Brescia, 8 giugno 2013 - «Non volevo ucciderli. Le immagini delle telecamere dimostrano che dico la verità: li ho avuti a un metro di distanza eppure non ho sparato. L’ho fatto solo in un secondo momento». Mauro Pelella l’ha ripetuto un’altra volta: da quei banditi si era sentito minacciato, per questo fece fuoco. Anche ieri, in occasione del processo d’appello. Ma la corte – presidente Enrico Fischetti – di nuovo non ha creduto alla guardia giurata della Fidelitas. E ha confermato la condanna a 11 anni e 4 mesi per omicidio volontario.

Unico beneficio concesso al 41enne, papà di una bimba nata proprio in concomitanza della rapina che gli fruttò l’accusa di omicidio, la revoca della sospensione della potestà genitoriale.
La vicenda di cui fu protagonista fece scalpore.
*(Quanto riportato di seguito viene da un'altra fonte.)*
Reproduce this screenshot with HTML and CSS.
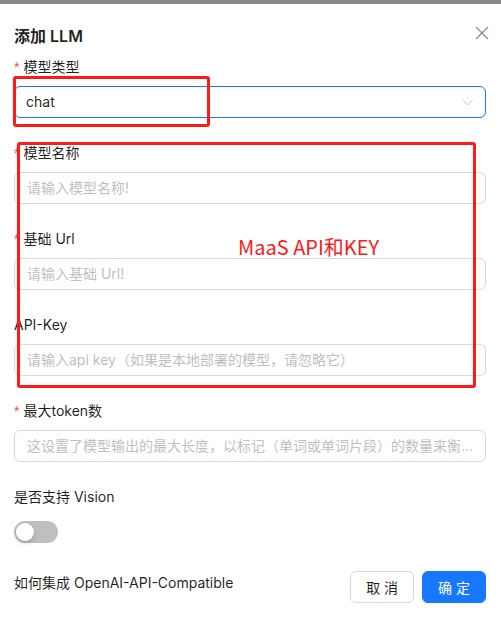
FILE: index.html
```html
<!DOCTYPE html>
<html lang="zh-CN">
<head>
  <meta charset="UTF-8">
  <meta name="viewport" content="width=device-width, initial-scale=1.0">
  <title>添加 LLM</title>
  <link rel="stylesheet" href="styles.css">
</head>
<body>

<div class="topbar"></div>

<div class="modal">
  <!-- 标题 -->
  <div class="modal-header">
    <h1>添加 LLM</h1>
    <span class="close">
      <svg width="14" height="14" viewBox="0 0 14 14"><path d="M1 1L13 13M13 1L1 13" stroke="#8c8c8c" stroke-width="1.3" fill="none"/></svg>
    </span>
  </div>

  <!-- 表单 -->
  <div class="form">
    <div class="item">
      <label class="required">模型类型</label>
      <div class="select">
        <span>chat</span>
        <svg width="11" height="7" viewBox="0 0 11 7"><path d="M0.5 0.5L5.5 6L10.5 0.5" stroke="#c6c6c6" stroke-width="1" fill="none"/></svg>
      </div>
    </div>

    <div class="item">
      <label class="required">模型名称</label>
      <div class="input">请输入模型名称!</div>
    </div>

    <div class="item">
      <label class="required">基础 Url</label>
      <div class="input">请输入基础 Url!</div>
    </div>

    <div class="item">
      <label>API-Key</label>
      <div class="input">请输入api key（如果是本地部署的模型，请忽略它）</div>
    </div>

    <div class="item">
      <label class="required">最大token数</label>
      <div class="input">这设置了模型输出的最大长度，以标记（单词或单词片段）的数量来衡量。</div>
    </div>

    <div class="item">
      <label>是否支持 Vision</label>
      <div class="control">
        <span class="switch"><span class="knob"></span></span>
      </div>
    </div>
  </div>

  <!-- 底部 -->
  <div class="footer">
    <span class="help">如何集成 OpenAI-API-Compatible</span>
    <div class="buttons">
      <button class="btn">取 消</button>
      <button class="btn primary">确 定</button>
    </div>
  </div>

  <!-- 标注 -->
  <div class="mark mark-type"></div>
  <div class="mark mark-maas"></div>
  <div class="mark-text">MaaS API和KEY</div>
</div>

</body>
</html>
```

FILE: styles.css
```css
* { box-sizing: border-box; }
body {
  margin: 0;
  background: #fff;
  font-family: Inter, "Noto Sans CJK SC", sans-serif;
  font-size: 14px;
  color: rgba(0, 0, 0, 0.88);
}

.topbar { height: 4px; background: #8a8a8a; }

.modal { position: relative; padding: 20px 15px 0 14px; }

/* 标题 */
.modal-header { display: flex; justify-content: space-between; align-items: center; height: 24px; margin-bottom: 8px; }
.modal-header h1 { margin: 0; font-size: 16px; font-weight: 600; line-height: 24px; }
.close { display: flex; margin-right: -3px; margin-top: -6px; }

/* 表单 */
.item { margin-bottom: 24px; }
.item label { display: block; line-height: 22px; padding-bottom: 8px; }
.item label.required::before {
  content: "*";
  color: #ff4d4f;
  margin-right: 4px;
  font-family: SimSun, "Liberation Sans", sans-serif;
}

.select, .input {
  height: 32px;
  border: 1px solid #d9d9d9;
  border-radius: 6px;
  padding: 0 11px;
  line-height: 30px;
  white-space: nowrap;
  overflow: hidden;
  text-overflow: ellipsis;
}
.input { color: #bfbfbf; padding-left: 12px; }
.select { display: flex; justify-content: space-between; align-items: center; border-color: #1677ff; }
.select svg { margin-right: 1px; }

.control { min-height: 32px; display: flex; align-items: center; }
.switch {
  position: relative;
  width: 44px;
  height: 22px;
  border-radius: 11px;
  background: #bfbfbf;
}
.knob {
  position: absolute;
  top: 2px; left: 2px;
  width: 18px; height: 18px;
  border-radius: 50%;
  background: #fff;
  box-shadow: 0 2px 4px rgba(0, 35, 11, 0.2);
}

/* 底部 */
.footer { display: flex; justify-content: space-between; align-items: center; margin-top: -1px; }
.help { margin-top: -10px; }
.buttons { display: flex; gap: 8px; }
.btn {
  height: 32px;
  padding: 0 15px;
  font-family: Inter, "Noto Sans CJK SC", sans-serif;
  font-size: 14px;
  border-radius: 6px;
  border: 1px solid #d9d9d9;
  background: #fff;
  color: rgba(0, 0, 0, 0.88);
  box-shadow: 0 2px 0 rgba(0, 0, 0, 0.02);
}
.btn.primary { background: #1677ff; border-color: #1677ff; color: #fff; box-shadow: 0 2px 0 rgba(5, 145, 255, 0.1); }

/* 标注 */
.mark { position: absolute; border: 3px solid #ff1a1a; border-radius: 3px; }
.mark-type { left: 13px; top: 72px; width: 197px; height: 51px; }
.mark-maas { left: 17px; top: 138px; width: 459px; height: 246px; }
.mark-text {
  position: absolute;
  left: 238px; top: 228px;
  color: #ff1a1a;
  font-size: 20px;
  font-family: "Noto Sans CJK SC", sans-serif;
}
```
Il 4 aprile 2011 Pelella sparò a una banda di rapinatori in fuga dalla Cassa rurale artigiana di Quinzano d’Oglio. Due rimasero a terra, morti. La guardia, in via Cavour con un collega a bordo di un portavalori, si imbattè nei banditi appena usciti dalla banca con addosso 10.300 euro. All’indirizzo della Fiat Bravo con cui tentavano di dileguarsi, esplose un caricatore con 15 colpi.
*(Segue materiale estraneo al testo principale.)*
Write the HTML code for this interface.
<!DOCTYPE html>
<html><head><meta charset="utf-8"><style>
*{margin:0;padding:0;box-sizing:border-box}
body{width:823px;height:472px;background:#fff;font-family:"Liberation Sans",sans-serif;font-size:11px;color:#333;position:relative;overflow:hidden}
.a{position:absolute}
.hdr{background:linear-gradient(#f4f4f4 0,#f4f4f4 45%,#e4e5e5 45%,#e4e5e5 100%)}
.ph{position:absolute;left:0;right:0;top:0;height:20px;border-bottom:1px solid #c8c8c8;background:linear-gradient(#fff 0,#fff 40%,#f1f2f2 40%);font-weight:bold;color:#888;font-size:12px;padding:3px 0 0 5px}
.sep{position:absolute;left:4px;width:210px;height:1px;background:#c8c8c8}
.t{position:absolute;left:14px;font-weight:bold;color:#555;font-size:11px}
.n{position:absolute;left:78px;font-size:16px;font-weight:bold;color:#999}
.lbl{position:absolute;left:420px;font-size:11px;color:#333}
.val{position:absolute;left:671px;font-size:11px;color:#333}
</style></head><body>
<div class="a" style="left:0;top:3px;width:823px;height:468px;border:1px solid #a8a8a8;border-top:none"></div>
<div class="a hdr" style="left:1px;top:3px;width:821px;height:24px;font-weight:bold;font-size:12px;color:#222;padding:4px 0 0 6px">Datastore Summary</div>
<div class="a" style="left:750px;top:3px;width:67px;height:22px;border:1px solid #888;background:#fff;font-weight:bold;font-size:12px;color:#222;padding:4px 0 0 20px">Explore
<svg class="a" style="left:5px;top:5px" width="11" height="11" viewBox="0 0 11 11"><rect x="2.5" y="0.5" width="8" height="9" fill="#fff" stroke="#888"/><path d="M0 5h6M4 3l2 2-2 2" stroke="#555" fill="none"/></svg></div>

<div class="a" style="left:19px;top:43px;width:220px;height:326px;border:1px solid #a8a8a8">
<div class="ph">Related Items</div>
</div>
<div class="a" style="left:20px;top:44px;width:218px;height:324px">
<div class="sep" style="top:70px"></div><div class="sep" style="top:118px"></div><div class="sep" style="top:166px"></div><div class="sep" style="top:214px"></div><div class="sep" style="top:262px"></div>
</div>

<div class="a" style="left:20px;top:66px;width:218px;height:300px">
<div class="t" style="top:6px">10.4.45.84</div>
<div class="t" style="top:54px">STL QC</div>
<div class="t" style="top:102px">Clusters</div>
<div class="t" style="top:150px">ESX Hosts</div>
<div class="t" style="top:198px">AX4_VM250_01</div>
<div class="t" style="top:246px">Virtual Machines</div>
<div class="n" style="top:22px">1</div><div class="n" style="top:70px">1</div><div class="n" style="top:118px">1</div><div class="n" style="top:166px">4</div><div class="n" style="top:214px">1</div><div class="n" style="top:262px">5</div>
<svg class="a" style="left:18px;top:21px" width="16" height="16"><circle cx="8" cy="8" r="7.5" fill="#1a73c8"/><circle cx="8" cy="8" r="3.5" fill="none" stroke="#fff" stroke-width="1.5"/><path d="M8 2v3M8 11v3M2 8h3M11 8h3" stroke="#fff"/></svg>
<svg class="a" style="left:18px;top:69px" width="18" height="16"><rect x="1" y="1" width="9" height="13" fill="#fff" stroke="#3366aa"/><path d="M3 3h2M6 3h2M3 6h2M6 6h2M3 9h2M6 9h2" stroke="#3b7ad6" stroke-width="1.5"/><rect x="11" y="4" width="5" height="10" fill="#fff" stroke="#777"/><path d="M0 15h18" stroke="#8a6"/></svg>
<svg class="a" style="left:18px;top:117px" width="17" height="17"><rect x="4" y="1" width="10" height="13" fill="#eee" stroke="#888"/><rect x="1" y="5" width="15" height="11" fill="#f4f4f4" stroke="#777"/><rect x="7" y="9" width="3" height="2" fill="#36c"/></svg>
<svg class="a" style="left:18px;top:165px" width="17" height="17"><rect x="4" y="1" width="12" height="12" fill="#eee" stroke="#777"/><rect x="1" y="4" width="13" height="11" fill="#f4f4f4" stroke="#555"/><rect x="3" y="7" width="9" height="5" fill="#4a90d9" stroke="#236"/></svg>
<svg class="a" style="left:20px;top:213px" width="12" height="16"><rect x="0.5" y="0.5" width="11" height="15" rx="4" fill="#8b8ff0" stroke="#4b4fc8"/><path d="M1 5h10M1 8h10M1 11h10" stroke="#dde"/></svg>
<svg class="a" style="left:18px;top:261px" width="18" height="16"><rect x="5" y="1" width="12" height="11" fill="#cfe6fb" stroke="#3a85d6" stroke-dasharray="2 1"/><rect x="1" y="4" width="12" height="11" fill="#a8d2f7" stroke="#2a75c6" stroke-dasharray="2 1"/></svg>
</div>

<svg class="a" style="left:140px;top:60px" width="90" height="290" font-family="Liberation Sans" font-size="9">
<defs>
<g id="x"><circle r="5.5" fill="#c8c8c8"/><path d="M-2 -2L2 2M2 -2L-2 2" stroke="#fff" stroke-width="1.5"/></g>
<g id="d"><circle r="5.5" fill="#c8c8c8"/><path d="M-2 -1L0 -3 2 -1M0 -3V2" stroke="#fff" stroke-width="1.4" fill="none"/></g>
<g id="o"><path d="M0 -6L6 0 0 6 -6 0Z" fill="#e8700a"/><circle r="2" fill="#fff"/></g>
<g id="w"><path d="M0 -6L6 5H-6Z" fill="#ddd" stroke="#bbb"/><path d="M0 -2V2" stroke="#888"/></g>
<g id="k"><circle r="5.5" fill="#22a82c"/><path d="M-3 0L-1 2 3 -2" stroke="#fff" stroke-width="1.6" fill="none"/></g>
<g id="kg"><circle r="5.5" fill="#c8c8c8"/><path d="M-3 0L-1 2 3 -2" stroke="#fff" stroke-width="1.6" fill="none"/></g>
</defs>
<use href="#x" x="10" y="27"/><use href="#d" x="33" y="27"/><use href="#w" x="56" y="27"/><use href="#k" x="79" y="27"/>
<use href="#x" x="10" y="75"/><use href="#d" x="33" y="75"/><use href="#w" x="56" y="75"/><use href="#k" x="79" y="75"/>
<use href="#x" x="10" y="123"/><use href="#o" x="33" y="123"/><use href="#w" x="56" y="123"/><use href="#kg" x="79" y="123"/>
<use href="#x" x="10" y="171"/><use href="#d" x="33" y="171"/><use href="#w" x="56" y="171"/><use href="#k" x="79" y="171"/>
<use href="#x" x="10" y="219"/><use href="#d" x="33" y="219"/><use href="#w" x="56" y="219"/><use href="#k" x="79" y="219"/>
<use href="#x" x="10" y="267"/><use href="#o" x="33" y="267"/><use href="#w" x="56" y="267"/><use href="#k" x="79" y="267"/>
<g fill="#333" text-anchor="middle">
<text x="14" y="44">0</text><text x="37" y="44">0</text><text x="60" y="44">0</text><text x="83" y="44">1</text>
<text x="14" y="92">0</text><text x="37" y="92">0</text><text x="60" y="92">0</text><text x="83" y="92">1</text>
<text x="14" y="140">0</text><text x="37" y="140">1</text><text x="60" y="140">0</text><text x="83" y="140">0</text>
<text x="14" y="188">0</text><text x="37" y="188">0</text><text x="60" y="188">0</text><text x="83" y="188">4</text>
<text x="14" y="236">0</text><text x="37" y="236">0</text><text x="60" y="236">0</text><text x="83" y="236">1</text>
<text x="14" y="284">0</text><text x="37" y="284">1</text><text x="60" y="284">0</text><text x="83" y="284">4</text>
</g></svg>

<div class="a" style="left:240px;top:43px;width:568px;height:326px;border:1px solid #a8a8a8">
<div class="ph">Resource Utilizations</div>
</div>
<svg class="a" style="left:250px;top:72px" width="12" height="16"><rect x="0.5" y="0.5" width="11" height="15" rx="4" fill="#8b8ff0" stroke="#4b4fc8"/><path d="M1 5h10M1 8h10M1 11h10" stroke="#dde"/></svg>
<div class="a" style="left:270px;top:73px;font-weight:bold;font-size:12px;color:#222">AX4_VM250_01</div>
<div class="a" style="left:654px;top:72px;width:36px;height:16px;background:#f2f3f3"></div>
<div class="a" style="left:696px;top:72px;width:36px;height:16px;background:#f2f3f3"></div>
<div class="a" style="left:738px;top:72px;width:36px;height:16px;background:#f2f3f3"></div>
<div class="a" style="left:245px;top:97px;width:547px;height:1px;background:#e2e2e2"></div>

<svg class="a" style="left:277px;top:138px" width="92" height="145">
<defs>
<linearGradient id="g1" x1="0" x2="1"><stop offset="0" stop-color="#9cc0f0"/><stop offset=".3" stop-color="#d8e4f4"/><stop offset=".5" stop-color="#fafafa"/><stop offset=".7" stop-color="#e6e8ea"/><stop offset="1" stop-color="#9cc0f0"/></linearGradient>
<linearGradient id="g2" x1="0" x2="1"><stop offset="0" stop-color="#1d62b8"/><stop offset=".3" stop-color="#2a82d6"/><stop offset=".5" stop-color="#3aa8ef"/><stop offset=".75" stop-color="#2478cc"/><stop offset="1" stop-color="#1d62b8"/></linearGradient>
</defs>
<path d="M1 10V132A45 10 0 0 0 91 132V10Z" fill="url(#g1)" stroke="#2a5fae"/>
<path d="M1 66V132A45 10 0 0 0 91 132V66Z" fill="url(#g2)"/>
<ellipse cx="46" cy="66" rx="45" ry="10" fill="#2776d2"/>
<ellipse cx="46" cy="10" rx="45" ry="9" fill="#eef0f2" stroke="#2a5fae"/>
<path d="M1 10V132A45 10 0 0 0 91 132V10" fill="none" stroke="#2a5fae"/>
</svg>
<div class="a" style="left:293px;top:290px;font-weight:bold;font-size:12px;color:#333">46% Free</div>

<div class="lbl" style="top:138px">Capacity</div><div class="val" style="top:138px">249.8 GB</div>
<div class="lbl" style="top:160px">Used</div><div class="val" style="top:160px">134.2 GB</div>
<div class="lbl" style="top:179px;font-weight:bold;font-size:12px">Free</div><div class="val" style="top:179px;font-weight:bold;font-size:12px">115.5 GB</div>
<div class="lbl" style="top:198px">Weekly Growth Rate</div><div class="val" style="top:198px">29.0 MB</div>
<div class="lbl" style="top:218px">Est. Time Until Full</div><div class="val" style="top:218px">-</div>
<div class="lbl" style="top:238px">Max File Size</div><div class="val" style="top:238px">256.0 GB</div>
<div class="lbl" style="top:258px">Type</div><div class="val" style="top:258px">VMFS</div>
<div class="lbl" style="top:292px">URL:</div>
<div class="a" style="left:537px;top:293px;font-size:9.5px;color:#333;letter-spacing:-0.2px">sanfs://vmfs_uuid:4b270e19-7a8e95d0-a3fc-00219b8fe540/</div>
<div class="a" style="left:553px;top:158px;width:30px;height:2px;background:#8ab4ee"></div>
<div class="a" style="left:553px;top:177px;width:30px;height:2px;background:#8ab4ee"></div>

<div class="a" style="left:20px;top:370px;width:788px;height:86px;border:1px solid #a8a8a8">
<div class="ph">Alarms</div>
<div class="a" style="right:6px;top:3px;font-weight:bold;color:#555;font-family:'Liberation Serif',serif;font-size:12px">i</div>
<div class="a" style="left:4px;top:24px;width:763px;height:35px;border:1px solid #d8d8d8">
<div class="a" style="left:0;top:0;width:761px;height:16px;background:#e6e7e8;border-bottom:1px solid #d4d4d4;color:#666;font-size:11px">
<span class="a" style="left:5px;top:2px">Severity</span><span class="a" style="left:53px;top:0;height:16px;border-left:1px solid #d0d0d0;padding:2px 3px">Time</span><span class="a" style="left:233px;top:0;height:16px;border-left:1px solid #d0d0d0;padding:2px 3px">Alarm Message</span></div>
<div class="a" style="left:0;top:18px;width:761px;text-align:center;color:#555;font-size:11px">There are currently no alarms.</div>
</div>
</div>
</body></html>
Otello Astolfi, 62 anni, ravvennate di casa a Torino e Ivan Alpignano, 38enne di Caselle torinese, furono raggiunti dai proiettili. Dario Delle Grottaglie, trentenne di Ciriè, uscì illeso e fu catturato qualche ora dopo (processato, è stato condannato a 4 anni e 6 mesi). Un quarto uomo, Mario Saltarelli, 59enne torinese, fu invece arrestato a distanza di un anno ma fu assolto. Frattanto da parte di Patrizia Scalvi, legale di Pelella – ai domiciliari – il ricorso in Cassazione è assicurato. Per il suo assistito aveva chiesto l’assoluzione per legittima difesa putativa o per eccesso colposo. O, ancora, la derubricazione in omicidio colposo aggravato dalla previsione dell’evento.